> **PROVIDED MATERIAL**
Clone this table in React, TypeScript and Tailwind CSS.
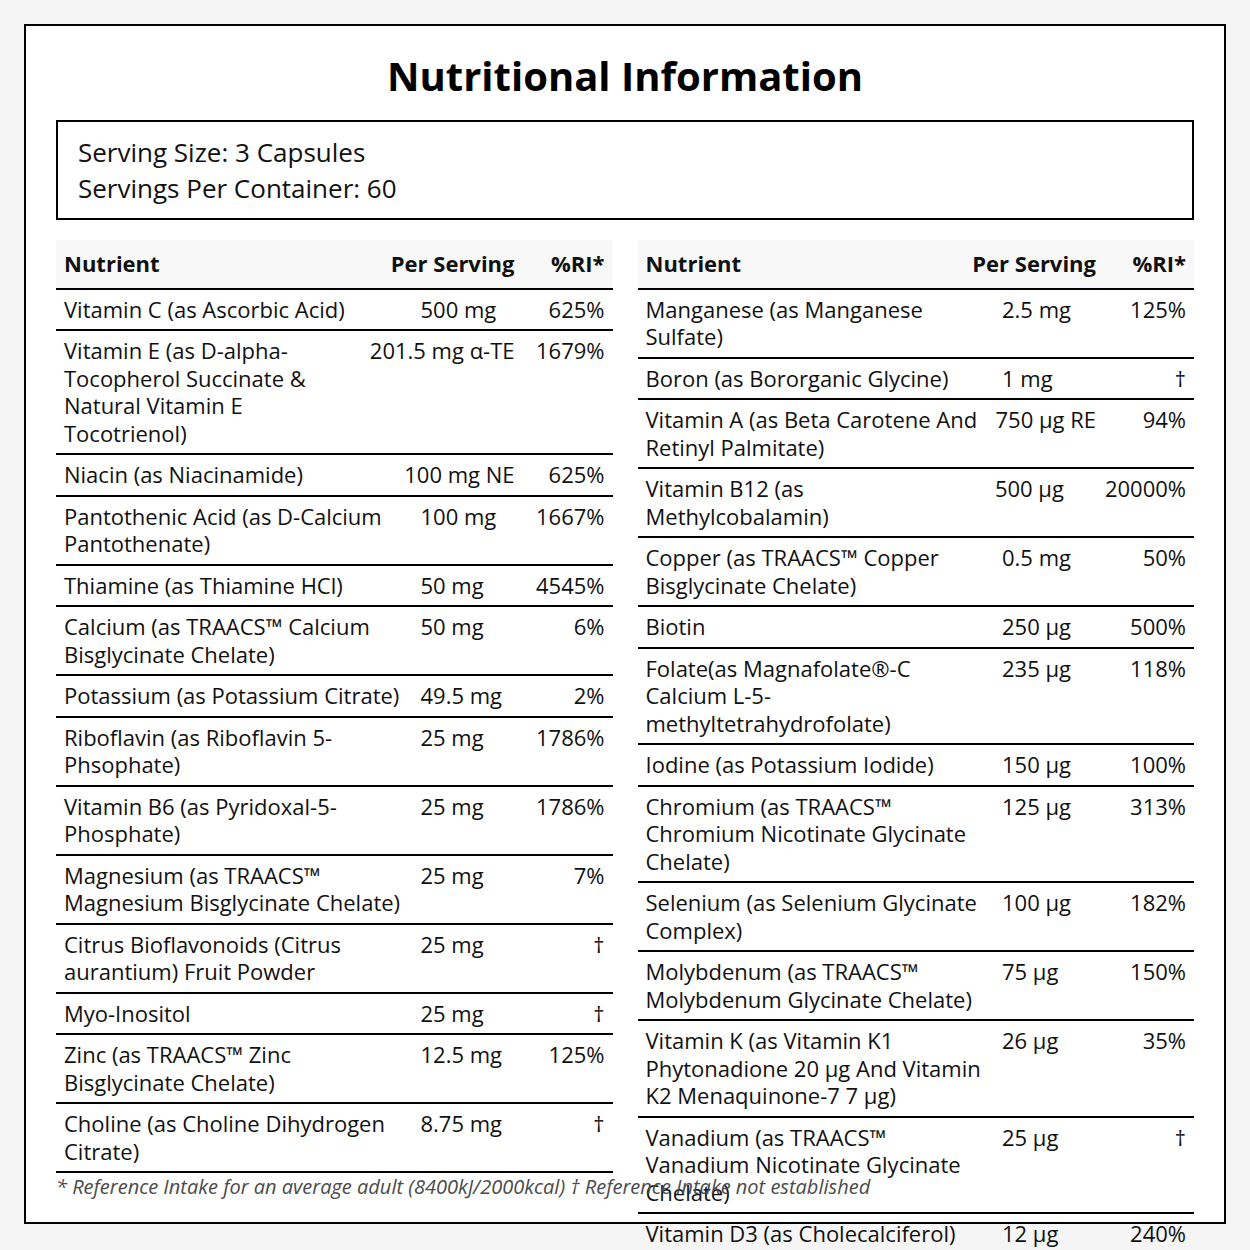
import React from "react";

type Row = { name: string; amount: string; ri: string };

const leftRows: Row[] = [
  { name: "Vitamin C (as Ascorbic Acid)", amount: "500 mg", ri: "625%" },
  {
    name: "Vitamin E (as D-alpha-Tocopherol Succinate & Natural Vitamin E Tocotrienol)",
    amount: "201.5 mg α-TE",
    ri: "1679%",
  },
  { name: "Niacin (as Niacinamide)", amount: "100 mg NE", ri: "625%" },
  { name: "Pantothenic Acid (as D-Calcium Pantothenate)", amount: "100 mg", ri: "1667%" },
  { name: "Thiamine (as Thiamine HCl)", amount: "50 mg", ri: "4545%" },
  { name: "Calcium (as TRAACS™ Calcium Bisglycinate Chelate)", amount: "50 mg", ri: "6%" },
  { name: "Potassium (as Potassium Citrate)", amount: "49.5 mg", ri: "2%" },
  { name: "Riboflavin (as Riboflavin 5-Phsophate)", amount: "25 mg", ri: "1786%" },
  { name: "Vitamin B6 (as Pyridoxal-5-Phosphate)", amount: "25 mg", ri: "1786%" },
  { name: "Magnesium (as TRAACS™ Magnesium Bisglycinate Chelate)", amount: "25 mg", ri: "7%" },
  { name: "Citrus Bioflavonoids (Citrus aurantium) Fruit Powder", amount: "25 mg", ri: "†" },
  { name: "Myo-Inositol", amount: "25 mg", ri: "†" },
  { name: "Zinc (as TRAACS™ Zinc Bisglycinate Chelate)", amount: "12.5 mg", ri: "125%" },
  { name: "Choline (as Choline Dihydrogen Citrate)", amount: "8.75 mg", ri: "†" },
];

const rightRows: Row[] = [
  { name: "Manganese (as Manganese Sulfate)", amount: "2.5 mg", ri: "125%" },
  { name: "Boron (as Bororganic Glycine)", amount: "1 mg", ri: "†" },
  { name: "Vitamin A (as Beta Carotene And Retinyl Palmitate)", amount: "750 μg RE", ri: "94%" },
  { name: "Vitamin B12 (as Methylcobalamin)", amount: "500 μg", ri: "20000%" },
  { name: "Copper (as TRAACS™ Copper Bisglycinate Chelate)", amount: "0.5 mg", ri: "50%" },
  { name: "Biotin", amount: "250 μg", ri: "500%" },
  {
    name: "Folate(as Magnafolate®-C Calcium L-5-methyltetrahydrofolate)",
    amount: "235 μg",
    ri: "118%",
  },
  { name: "Iodine (as Potassium Iodide)", amount: "150 μg", ri: "100%" },
  {
    name: "Chromium (as TRAACS™ Chromium Nicotinate Glycinate Chelate)",
    amount: "125 μg",
    ri: "313%",
  },
  { name: "Selenium (as Selenium Glycinate Complex)", amount: "100 μg", ri: "182%" },
  {
    name: "Molybdenum (as TRAACS™ Molybdenum Glycinate Chelate)",
    amount: "75 μg",
    ri: "150%",
  },
  {
    name: "Vitamin K (as Vitamin K1 Phytonadione 20 μg And Vitamin K2 Menaquinone-7 7 μg)",
    amount: "26 μg",
    ri: "35%",
  },
  {
    name: "Vanadium (as TRAACS™ Vanadium Nicotinate Glycinate Chelate)",
    amount: "25 μg",
    ri: "†",
  },
  { name: "Vitamin D3 (as Cholecalciferol)", amount: "12 μg", ri: "240%" },
];

const NutrientTable = ({ rows }: { rows: Row[] }) => {
  return (
    <div className="flex flex-col text-[22px] leading-[27.5px]">
      <div className="flex items-start bg-[#f8f8f8] py-[10px] border-b-2 border-black font-bold">
        <div className="flex-1 min-w-0 pl-2 pr-4">Nutrient</div>
        <div className="shrink-0 min-w-[94px] whitespace-nowrap">Per Serving</div>
        <div className="shrink-0 min-w-[98px] pl-4 pr-2 text-right whitespace-nowrap">%RI*</div>
      </div>
      {rows.map((row) => (
        <div key={row.name} className="flex items-start py-1.5 border-b-2 border-black">
          <div className="flex-1 min-w-0 pl-2 pr-4">{row.name}</div>
          <div className="shrink-0 min-w-[94px] whitespace-nowrap">{row.amount}</div>
          <div className="shrink-0 min-w-[98px] pl-4 pr-2 text-right whitespace-nowrap">
            {row.ri}
          </div>
        </div>
      ))}
    </div>
  );
};

export default function App() {
  return (
    <div className="h-[1250px] overflow-hidden bg-[#f5f5f5] p-6 font-['Open_Sans',sans-serif] text-[#111]">
      <div className="flex h-[1200px] flex-col border-2 border-black bg-white px-[30px] pt-[30px] pb-[21px]">
        <h1 className="mb-6 text-center text-[40px] font-bold leading-[40px] text-black">
          Nutritional Information
        </h1>

        <div className="border-2 border-black px-5 py-3 text-[26px] leading-[36px]">
          <div>Serving Size: 3 Capsules</div>
          <div>Servings Per Container: 60</div>
        </div>

        <div className="mt-5 grid min-h-0 flex-1 grid-cols-2 items-start gap-x-[25px]">
          <NutrientTable rows={leftRows} />
          <NutrientTable rows={rightRows} />
        </div>

        <p className="whitespace-nowrap text-[20px] italic leading-[28px] text-[#4a4a4a]">
          * Reference Intake for an average adult (8400kJ/2000kcal) † Reference Intake not
          established
        </p>
      </div>
    </div>
  );
}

> **AIM**
Return the material exactly as given, apart from the pictures.

> **OUTPUT OF THE TASK**
Clone this table in React, TypeScript and Tailwind CSS.
import React from "react";

type Row = { name: string; amount: string; ri: string };

const leftRows: Row[] = [
  { name: "Vitamin C (as Ascorbic Acid)", amount: "500 mg", ri: "625%" },
  {
    name: "Vitamin E (as D-alpha-Tocopherol Succinate & Natural Vitamin E Tocotrienol)",
    amount: "201.5 mg α-TE",
    ri: "1679%",
  },
  { name: "Niacin (as Niacinamide)", amount: "100 mg NE", ri: "625%" },
  { name: "Pantothenic Acid (as D-Calcium Pantothenate)", amount: "100 mg", ri: "1667%" },
  { name: "Thiamine (as Thiamine HCl)", amount: "50 mg", ri: "4545%" },
  { name: "Calcium (as TRAACS™ Calcium Bisglycinate Chelate)", amount: "50 mg", ri: "6%" },
  { name: "Potassium (as Potassium Citrate)", amount: "49.5 mg", ri: "2%" },
  { name: "Riboflavin (as Riboflavin 5-Phsophate)", amount: "25 mg", ri: "1786%" },
  { name: "Vitamin B6 (as Pyridoxal-5-Phosphate)", amount: "25 mg", ri: "1786%" },
  { name: "Magnesium (as TRAACS™ Magnesium Bisglycinate Chelate)", amount: "25 mg", ri: "7%" },
  { name: "Citrus Bioflavonoids (Citrus aurantium) Fruit Powder", amount: "25 mg", ri: "†" },
  { name: "Myo-Inositol", amount: "25 mg", ri: "†" },
  { name: "Zinc (as TRAACS™ Zinc Bisglycinate Chelate)", amount: "12.5 mg", ri: "125%" },
  { name: "Choline (as Choline Dihydrogen Citrate)", amount: "8.75 mg", ri: "†" },
];

const rightRows: Row[] = [
  { name: "Manganese (as Manganese Sulfate)", amount: "2.5 mg", ri: "125%" },
  { name: "Boron (as Bororganic Glycine)", amount: "1 mg", ri: "†" },
  { name: "Vitamin A (as Beta Carotene And Retinyl Palmitate)", amount: "750 μg RE", ri: "94%" },
  { name: "Vitamin B12 (as Methylcobalamin)", amount: "500 μg", ri: "20000%" },
  { name: "Copper (as TRAACS™ Copper Bisglycinate Chelate)", amount: "0.5 mg", ri: "50%" },
  { name: "Biotin", amount: "250 μg", ri: "500%" },
  {
    name: "Folate(as Magnafolate®-C Calcium L-5-methyltetrahydrofolate)",
    amount: "235 μg",
    ri: "118%",
  },
  { name: "Iodine (as Potassium Iodide)", amount: "150 μg", ri: "100%" },
  {
    name: "Chromium (as TRAACS™ Chromium Nicotinate Glycinate Chelate)",
    amount: "125 μg",
    ri: "313%",
  },
  { name: "Selenium (as Selenium Glycinate Complex)", amount: "100 μg", ri: "182%" },
  {
    name: "Molybdenum (as TRAACS™ Molybdenum Glycinate Chelate)",
    amount: "75 μg",
    ri: "150%",
  },
  {
    name: "Vitamin K (as Vitamin K1 Phytonadione 20 μg And Vitamin K2 Menaquinone-7 7 μg)",
    amount: "26 μg",
    ri: "35%",
  },
  {
    name: "Vanadium (as TRAACS™ Vanadium Nicotinate Glycinate Chelate)",
    amount: "25 μg",
    ri: "†",
  },
  { name: "Vitamin D3 (as Cholecalciferol)", amount: "12 μg", ri: "240%" },
];

const NutrientTable = ({ rows }: { rows: Row[] }) => {
  return (
    <div className="flex flex-col text-[22px] leading-[27.5px]">
      <div className="flex items-start bg-[#f8f8f8] py-[10px] border-b-2 border-black font-bold">
        <div className="flex-1 min-w-0 pl-2 pr-4">Nutrient</div>
        <div className="shrink-0 min-w-[94px] whitespace-nowrap">Per Serving</div>
        <div className="shrink-0 min-w-[98px] pl-4 pr-2 text-right whitespace-nowrap">%RI*</div>
      </div>
      {rows.map((row) => (
        <div key={row.name} className="flex items-start py-1.5 border-b-2 border-black">
          <div className="flex-1 min-w-0 pl-2 pr-4">{row.name}</div>
          <div className="shrink-0 min-w-[94px] whitespace-nowrap">{row.amount}</div>
          <div className="shrink-0 min-w-[98px] pl-4 pr-2 text-right whitespace-nowrap">
            {row.ri}
          </div>
        </div>
      ))}
    </div>
  );
};

export default function App() {
  return (
    <div className="h-[1250px] overflow-hidden bg-[#f5f5f5] p-6 font-['Open_Sans',sans-serif] text-[#111]">
      <div className="flex h-[1200px] flex-col border-2 border-black bg-white px-[30px] pt-[30px] pb-[21px]">
        <h1 className="mb-6 text-center text-[40px] font-bold leading-[40px] text-black">
          Nutritional Information
        </h1>

        <div className="border-2 border-black px-5 py-3 text-[26px] leading-[36px]">
          <div>Serving Size: 3 Capsules</div>
          <div>Servings Per Container: 60</div>
        </div>

        <div className="mt-5 grid min-h-0 flex-1 grid-cols-2 items-start gap-x-[25px]">
          <NutrientTable rows={leftRows} />
          <NutrientTable rows={rightRows} />
        </div>

        <p className="whitespace-nowrap text-[20px] italic leading-[28px] text-[#4a4a4a]">
          * Reference Intake for an average adult (8400kJ/2000kcal) † Reference Intake not
          established
        </p>
      </div>
    </div>
  );
}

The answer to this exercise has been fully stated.